Mais grave ainda: a estrutura usada pelo Master e seus comparsas se aproxima de um modelo clássico de “lavagem de dinheiro” e canalização de recursos ilícitos. A conversão de ativos fictícios em títulos negociáveis, a intermediação entre entidades e investidores, e a articulação com instituições públicas (como a compra dessas carteiras por outro banco) sugerem um conluio entre finanças privadas e estruturas instituídas, o terreno ideal para o crime organizado infiltrar capital.
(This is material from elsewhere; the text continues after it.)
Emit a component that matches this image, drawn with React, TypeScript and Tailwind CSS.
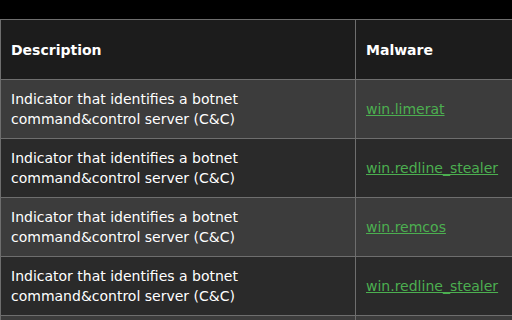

Esse risco ganha ainda mais gravidade num Brasil marcado por desigualdades profundas, economias informais, cultura de governança fraca e fiscalizações sobrecarregadas. A bancarização, se não acompanhada de regulação, transparência e institucionalidade forte, pode representar uma modernização de fachada, com pouco ganho real para a população e alto risco sistêmico.
Para além das perdas financeiras e patrimoniais imediatas, o escândalo do Banco Master corrói a confiança no sistema bancário, fragiliza a autoridade reguladora e enfraquece a credibilidade das instituições financeiras. Isso gera consequências macroeconômicas: retração de investimentos, aversão ao risco, maior custo de crédito e precarização da intermediação financeira.
O caso impõe um desafio de ordem política e institucional: se o controle do dinheiro (o que vale como ativo, o que pode ser securitizado, quem pode emitir crédito) está concentrado em poucos atores com incentivos equivocados, a “modernização financeira” corre o risco de se tornar instrumento de dominação, captura de capital e reprodução de desigualdades. A bancarização deve ser pensada não como fim, mas como meio, e só será legítima se estiver ancorada em governança, transparência, compliance e regulação eficaz.
Neste sentido, o escândalo Banco Master deve servir como ponto de inflexão para repensar a bancarização no Brasil: não basta expandir o acesso a contas e crédito, é preciso construir um sistema financeiro com instituições sólidas, supervisionadas, responsáveis e alinhadas com o interesse público.